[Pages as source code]
☆ ☆ ☆ ☆
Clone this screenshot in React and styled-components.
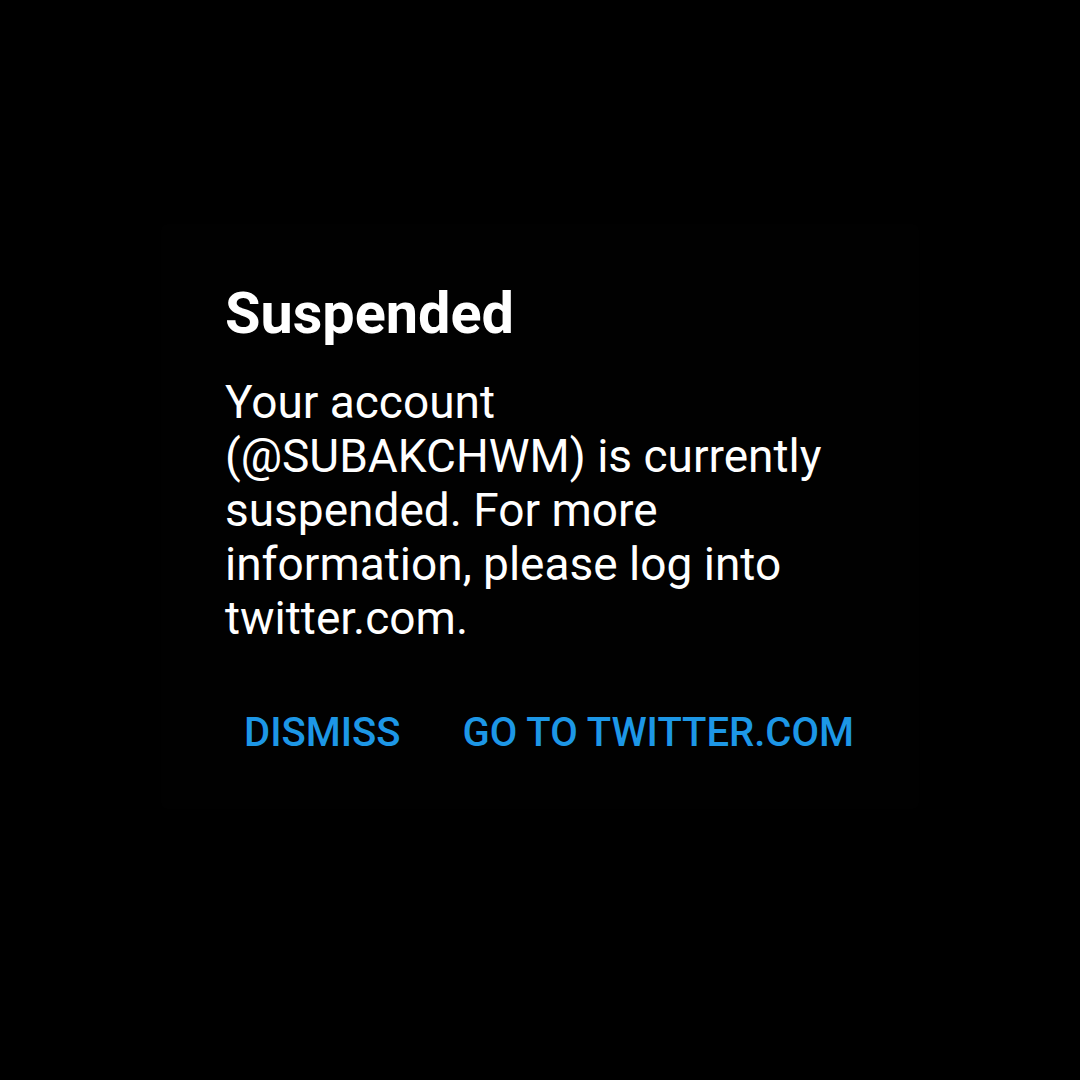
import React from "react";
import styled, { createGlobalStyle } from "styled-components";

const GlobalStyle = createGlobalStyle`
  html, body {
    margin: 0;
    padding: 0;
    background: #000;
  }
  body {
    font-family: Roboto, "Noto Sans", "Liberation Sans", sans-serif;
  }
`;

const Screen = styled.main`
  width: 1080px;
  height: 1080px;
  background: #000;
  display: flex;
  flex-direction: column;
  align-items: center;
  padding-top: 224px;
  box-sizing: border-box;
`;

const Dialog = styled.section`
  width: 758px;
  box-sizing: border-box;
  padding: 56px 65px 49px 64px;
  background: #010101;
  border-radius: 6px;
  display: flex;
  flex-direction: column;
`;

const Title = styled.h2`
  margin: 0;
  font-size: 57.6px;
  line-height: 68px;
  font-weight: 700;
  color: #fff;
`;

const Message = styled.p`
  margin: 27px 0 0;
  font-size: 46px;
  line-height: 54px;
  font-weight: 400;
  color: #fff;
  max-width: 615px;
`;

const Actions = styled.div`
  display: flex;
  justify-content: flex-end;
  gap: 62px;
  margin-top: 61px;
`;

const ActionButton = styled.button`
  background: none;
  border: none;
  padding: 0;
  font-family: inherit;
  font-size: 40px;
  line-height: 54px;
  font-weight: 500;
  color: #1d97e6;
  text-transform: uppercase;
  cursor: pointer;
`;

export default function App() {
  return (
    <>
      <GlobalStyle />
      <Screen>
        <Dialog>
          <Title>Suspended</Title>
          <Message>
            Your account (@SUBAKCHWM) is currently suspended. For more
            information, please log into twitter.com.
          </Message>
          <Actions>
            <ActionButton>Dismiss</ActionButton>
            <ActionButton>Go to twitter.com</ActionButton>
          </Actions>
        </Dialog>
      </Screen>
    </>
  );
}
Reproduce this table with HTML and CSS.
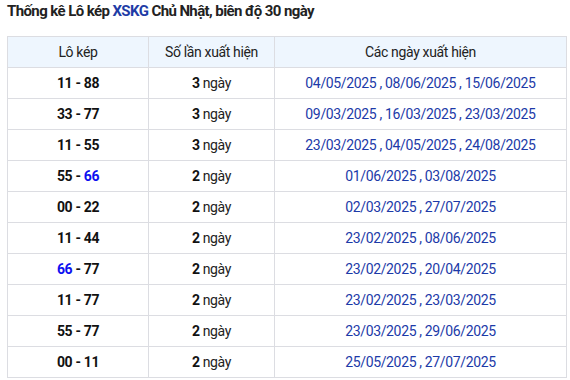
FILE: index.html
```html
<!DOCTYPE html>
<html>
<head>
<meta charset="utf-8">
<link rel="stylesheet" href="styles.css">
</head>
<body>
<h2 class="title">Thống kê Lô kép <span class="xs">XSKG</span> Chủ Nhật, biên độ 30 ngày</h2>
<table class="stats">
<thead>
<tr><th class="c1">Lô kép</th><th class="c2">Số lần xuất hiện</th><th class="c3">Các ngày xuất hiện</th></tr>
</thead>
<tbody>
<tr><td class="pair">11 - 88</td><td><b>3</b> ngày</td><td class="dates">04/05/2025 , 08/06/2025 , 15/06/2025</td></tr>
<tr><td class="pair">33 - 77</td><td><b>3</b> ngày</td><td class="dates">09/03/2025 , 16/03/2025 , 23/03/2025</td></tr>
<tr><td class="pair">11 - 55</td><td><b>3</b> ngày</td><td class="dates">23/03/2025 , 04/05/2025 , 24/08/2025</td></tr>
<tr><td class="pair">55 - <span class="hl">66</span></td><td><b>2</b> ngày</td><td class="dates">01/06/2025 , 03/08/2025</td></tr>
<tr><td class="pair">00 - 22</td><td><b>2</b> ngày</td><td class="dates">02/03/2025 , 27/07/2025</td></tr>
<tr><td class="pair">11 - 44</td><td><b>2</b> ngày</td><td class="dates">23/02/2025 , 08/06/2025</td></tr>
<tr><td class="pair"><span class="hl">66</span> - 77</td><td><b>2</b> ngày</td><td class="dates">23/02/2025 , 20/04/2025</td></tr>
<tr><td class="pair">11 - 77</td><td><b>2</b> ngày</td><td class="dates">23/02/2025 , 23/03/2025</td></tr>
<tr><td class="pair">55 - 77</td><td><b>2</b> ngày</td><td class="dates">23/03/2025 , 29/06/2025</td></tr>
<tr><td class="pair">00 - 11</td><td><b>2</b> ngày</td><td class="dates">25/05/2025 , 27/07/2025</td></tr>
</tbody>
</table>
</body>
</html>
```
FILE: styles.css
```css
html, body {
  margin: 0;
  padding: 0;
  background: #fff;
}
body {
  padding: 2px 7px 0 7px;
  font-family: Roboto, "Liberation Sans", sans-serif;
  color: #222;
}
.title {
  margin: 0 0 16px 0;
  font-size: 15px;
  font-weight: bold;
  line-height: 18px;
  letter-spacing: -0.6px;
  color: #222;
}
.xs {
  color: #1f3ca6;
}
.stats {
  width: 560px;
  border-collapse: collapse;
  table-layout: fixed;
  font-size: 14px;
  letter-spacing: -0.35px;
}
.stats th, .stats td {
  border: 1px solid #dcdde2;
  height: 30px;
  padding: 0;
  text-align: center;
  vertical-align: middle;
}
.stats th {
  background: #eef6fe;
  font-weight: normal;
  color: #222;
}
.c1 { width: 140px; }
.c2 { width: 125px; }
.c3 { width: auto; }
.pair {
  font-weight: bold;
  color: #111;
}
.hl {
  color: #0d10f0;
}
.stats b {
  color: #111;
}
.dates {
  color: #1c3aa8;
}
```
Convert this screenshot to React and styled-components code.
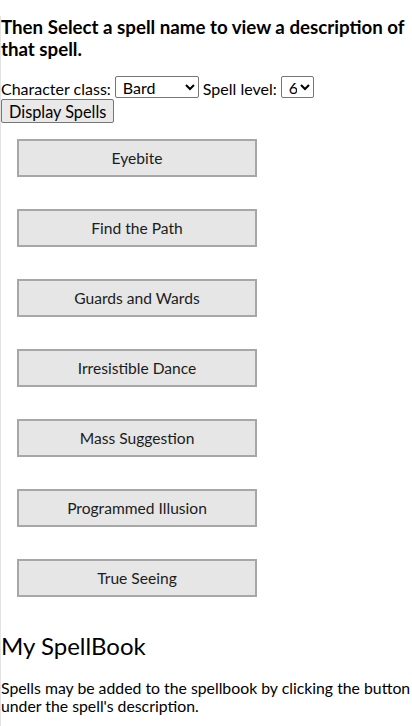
☆ ☆ ☆ ☆
◆ **EXERCISE TASK**
Leaving aside the images, write out the entries above word for word.

◆ **RESULT FOR THIS EXERCISE**
Clone this screenshot in React and styled-components.
import React from "react";
import styled, { createGlobalStyle } from "styled-components";

const GlobalStyle = createGlobalStyle`
  html, body {
    margin: 0;
    padding: 0;
    background: #000;
  }
  body {
    font-family: Roboto, "Noto Sans", "Liberation Sans", sans-serif;
  }
`;

const Screen = styled.main`
  width: 1080px;
  height: 1080px;
  background: #000;
  display: flex;
  flex-direction: column;
  align-items: center;
  padding-top: 224px;
  box-sizing: border-box;
`;

const Dialog = styled.section`
  width: 758px;
  box-sizing: border-box;
  padding: 56px 65px 49px 64px;
  background: #010101;
  border-radius: 6px;
  display: flex;
  flex-direction: column;
`;

const Title = styled.h2`
  margin: 0;
  font-size: 57.6px;
  line-height: 68px;
  font-weight: 700;
  color: #fff;
`;

const Message = styled.p`
  margin: 27px 0 0;
  font-size: 46px;
  line-height: 54px;
  font-weight: 400;
  color: #fff;
  max-width: 615px;
`;

const Actions = styled.div`
  display: flex;
  justify-content: flex-end;
  gap: 62px;
  margin-top: 61px;
`;

const ActionButton = styled.button`
  background: none;
  border: none;
  padding: 0;
  font-family: inherit;
  font-size: 40px;
  line-height: 54px;
  font-weight: 500;
  color: #1d97e6;
  text-transform: uppercase;
  cursor: pointer;
`;

export default function App() {
  return (
    <>
      <GlobalStyle />
      <Screen>
        <Dialog>
          <Title>Suspended</Title>
          <Message>
            Your account (@SUBAKCHWM) is currently suspended. For more
            information, please log into twitter.com.
          </Message>
          <Actions>
            <ActionButton>Dismiss</ActionButton>
            <ActionButton>Go to twitter.com</ActionButton>
          </Actions>
        </Dialog>
      </Screen>
    </>
  );
}
Reproduce this table with HTML and CSS.
FILE: index.html
```html
<!DOCTYPE html>
<html>
<head>
<meta charset="utf-8">
<link rel="stylesheet" href="styles.css">
</head>
<body>
<h2 class="title">Thống kê Lô kép <span class="xs">XSKG</span> Chủ Nhật, biên độ 30 ngày</h2>
<table class="stats">
<thead>
<tr><th class="c1">Lô kép</th><th class="c2">Số lần xuất hiện</th><th class="c3">Các ngày xuất hiện</th></tr>
</thead>
<tbody>
<tr><td class="pair">11 - 88</td><td><b>3</b> ngày</td><td class="dates">04/05/2025 , 08/06/2025 , 15/06/2025</td></tr>
<tr><td class="pair">33 - 77</td><td><b>3</b> ngày</td><td class="dates">09/03/2025 , 16/03/2025 , 23/03/2025</td></tr>
<tr><td class="pair">11 - 55</td><td><b>3</b> ngày</td><td class="dates">23/03/2025 , 04/05/2025 , 24/08/2025</td></tr>
<tr><td class="pair">55 - <span class="hl">66</span></td><td><b>2</b> ngày</td><td class="dates">01/06/2025 , 03/08/2025</td></tr>
<tr><td class="pair">00 - 22</td><td><b>2</b> ngày</td><td class="dates">02/03/2025 , 27/07/2025</td></tr>
<tr><td class="pair">11 - 44</td><td><b>2</b> ngày</td><td class="dates">23/02/2025 , 08/06/2025</td></tr>
<tr><td class="pair"><span class="hl">66</span> - 77</td><td><b>2</b> ngày</td><td class="dates">23/02/2025 , 20/04/2025</td></tr>
<tr><td class="pair">11 - 77</td><td><b>2</b> ngày</td><td class="dates">23/02/2025 , 23/03/2025</td></tr>
<tr><td class="pair">55 - 77</td><td><b>2</b> ngày</td><td class="dates">23/03/2025 , 29/06/2025</td></tr>
<tr><td class="pair">00 - 11</td><td><b>2</b> ngày</td><td class="dates">25/05/2025 , 27/07/2025</td></tr>
</tbody>
</table>
</body>
</html>
```
FILE: styles.css
```css
html, body {
  margin: 0;
  padding: 0;
  background: #fff;
}
body {
  padding: 2px 7px 0 7px;
  font-family: Roboto, "Liberation Sans", sans-serif;
  color: #222;
}
.title {
  margin: 0 0 16px 0;
  font-size: 15px;
  font-weight: bold;
  line-height: 18px;
  letter-spacing: -0.6px;
  color: #222;
}
.xs {
  color: #1f3ca6;
}
.stats {
  width: 560px;
  border-collapse: collapse;
  table-layout: fixed;
  font-size: 14px;
  letter-spacing: -0.35px;
}
.stats th, .stats td {
  border: 1px solid #dcdde2;
  height: 30px;
  padding: 0;
  text-align: center;
  vertical-align: middle;
}
.stats th {
  background: #eef6fe;
  font-weight: normal;
  color: #222;
}
.c1 { width: 140px; }
.c2 { width: 125px; }
.c3 { width: auto; }
.pair {
  font-weight: bold;
  color: #111;
}
.hl {
  color: #0d10f0;
}
.stats b {
  color: #111;
}
.dates {
  color: #1c3aa8;
}
```
Convert this screenshot to React and styled-components code.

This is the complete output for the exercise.